▶ **Objective**
Which lines below hold the word "React"? Report each one.

▶ **Dataset excerpts**
#####

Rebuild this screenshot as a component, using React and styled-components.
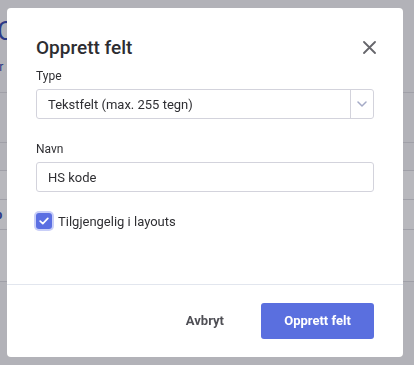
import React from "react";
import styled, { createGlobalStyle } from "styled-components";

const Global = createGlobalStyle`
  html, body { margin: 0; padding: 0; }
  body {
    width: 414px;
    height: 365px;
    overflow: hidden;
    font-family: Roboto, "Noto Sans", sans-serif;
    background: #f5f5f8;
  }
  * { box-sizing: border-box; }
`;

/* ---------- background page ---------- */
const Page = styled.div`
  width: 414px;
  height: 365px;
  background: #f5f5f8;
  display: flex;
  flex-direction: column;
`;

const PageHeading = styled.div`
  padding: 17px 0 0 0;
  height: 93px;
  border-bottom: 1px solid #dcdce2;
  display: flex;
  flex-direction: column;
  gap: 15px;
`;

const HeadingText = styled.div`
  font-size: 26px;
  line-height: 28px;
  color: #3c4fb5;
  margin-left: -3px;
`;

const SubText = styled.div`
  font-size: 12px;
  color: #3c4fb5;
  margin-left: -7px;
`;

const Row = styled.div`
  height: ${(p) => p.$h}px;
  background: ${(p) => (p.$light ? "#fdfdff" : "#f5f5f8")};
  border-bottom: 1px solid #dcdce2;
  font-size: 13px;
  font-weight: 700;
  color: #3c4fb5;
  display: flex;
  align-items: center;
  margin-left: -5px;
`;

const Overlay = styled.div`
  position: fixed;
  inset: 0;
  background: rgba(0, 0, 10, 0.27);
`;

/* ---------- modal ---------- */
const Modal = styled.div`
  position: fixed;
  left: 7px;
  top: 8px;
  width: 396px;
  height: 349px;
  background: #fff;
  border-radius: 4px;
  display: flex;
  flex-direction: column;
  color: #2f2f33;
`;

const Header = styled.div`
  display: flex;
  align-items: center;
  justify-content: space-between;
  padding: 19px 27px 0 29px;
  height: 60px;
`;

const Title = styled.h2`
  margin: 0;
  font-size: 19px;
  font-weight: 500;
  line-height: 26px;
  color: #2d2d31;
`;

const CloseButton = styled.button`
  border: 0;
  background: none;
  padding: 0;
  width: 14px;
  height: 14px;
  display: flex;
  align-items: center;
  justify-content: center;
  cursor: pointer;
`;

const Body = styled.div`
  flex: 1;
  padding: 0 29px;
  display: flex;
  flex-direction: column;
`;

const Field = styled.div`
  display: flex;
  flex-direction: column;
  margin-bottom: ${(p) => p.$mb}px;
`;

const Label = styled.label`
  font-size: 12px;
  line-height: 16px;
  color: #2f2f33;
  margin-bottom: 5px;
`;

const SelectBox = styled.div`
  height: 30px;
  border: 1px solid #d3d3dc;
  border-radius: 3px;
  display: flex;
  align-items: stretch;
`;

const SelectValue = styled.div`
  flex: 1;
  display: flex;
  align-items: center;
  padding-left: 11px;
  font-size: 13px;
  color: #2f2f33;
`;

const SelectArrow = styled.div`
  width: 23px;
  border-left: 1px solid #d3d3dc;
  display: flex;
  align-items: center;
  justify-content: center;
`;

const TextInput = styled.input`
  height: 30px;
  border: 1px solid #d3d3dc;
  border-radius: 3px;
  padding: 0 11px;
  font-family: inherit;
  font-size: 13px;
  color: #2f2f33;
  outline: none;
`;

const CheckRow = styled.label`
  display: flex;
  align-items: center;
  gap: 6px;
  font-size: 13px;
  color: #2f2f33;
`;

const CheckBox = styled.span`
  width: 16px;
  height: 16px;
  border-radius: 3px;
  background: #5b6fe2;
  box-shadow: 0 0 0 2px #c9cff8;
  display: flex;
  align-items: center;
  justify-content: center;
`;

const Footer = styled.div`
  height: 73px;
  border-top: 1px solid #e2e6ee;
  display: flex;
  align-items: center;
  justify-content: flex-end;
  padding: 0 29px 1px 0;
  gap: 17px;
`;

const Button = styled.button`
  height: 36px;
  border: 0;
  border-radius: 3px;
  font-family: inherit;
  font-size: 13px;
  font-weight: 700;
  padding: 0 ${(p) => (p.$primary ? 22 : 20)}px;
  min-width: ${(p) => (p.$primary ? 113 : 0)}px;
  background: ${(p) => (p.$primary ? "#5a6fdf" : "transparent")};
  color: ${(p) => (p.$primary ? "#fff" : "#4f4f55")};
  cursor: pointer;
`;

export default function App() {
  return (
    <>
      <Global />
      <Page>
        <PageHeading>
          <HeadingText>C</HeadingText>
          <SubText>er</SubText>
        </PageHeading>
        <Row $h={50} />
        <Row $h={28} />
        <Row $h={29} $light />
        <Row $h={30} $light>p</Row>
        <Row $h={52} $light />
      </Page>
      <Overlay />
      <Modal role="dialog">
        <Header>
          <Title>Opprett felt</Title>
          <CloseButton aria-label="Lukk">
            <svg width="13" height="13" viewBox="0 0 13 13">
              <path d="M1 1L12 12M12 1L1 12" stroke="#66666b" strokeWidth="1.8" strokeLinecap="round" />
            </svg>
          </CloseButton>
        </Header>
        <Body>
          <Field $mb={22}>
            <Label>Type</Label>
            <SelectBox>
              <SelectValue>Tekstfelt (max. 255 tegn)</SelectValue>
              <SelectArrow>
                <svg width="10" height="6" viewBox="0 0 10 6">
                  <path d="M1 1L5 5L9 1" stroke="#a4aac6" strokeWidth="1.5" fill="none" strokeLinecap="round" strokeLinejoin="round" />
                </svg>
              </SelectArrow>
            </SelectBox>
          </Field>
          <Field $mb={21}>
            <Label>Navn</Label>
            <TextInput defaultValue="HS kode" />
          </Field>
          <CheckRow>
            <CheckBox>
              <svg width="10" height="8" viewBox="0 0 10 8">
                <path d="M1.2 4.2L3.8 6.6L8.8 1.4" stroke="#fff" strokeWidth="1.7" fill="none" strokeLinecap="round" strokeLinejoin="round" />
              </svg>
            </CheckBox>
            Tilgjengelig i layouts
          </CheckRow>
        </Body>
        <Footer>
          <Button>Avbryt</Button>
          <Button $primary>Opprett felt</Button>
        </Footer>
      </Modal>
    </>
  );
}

#####

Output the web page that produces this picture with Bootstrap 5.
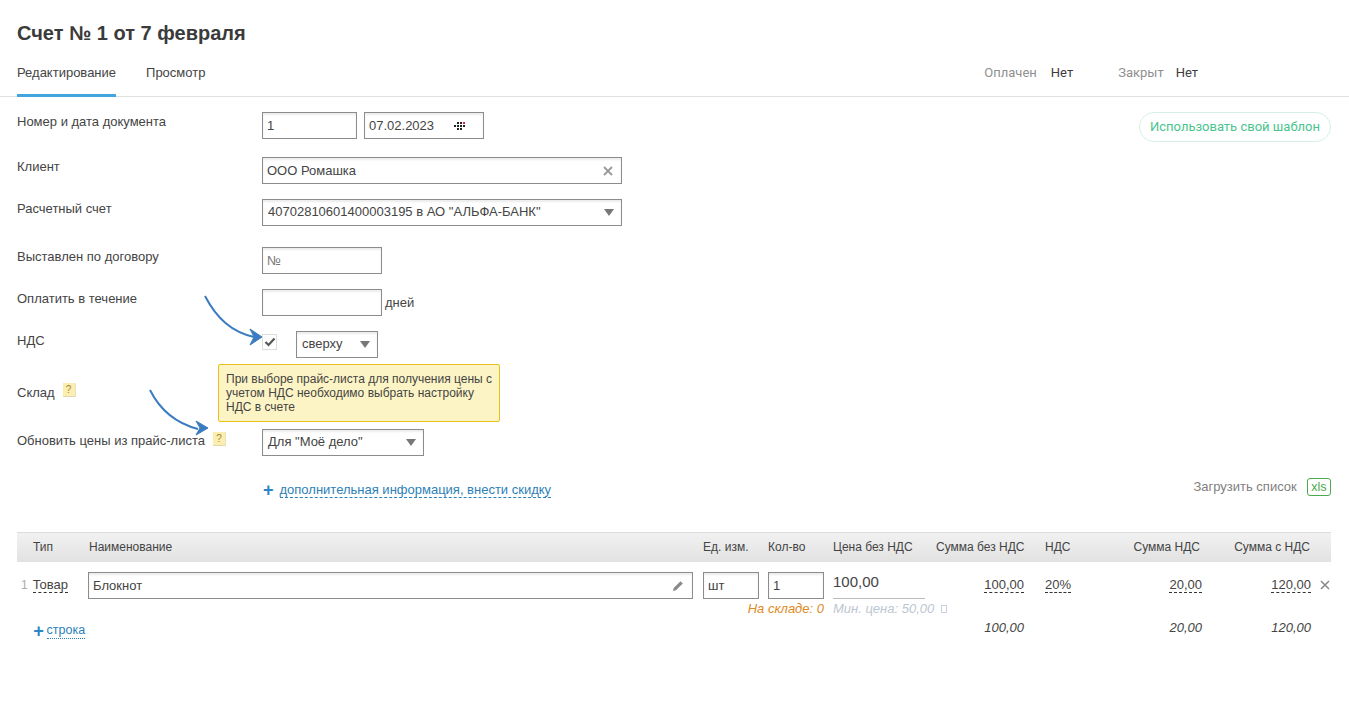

#####

▶ **Exercise output**
Rebuild this screenshot as a component, using React and styled-components.
import React from "react";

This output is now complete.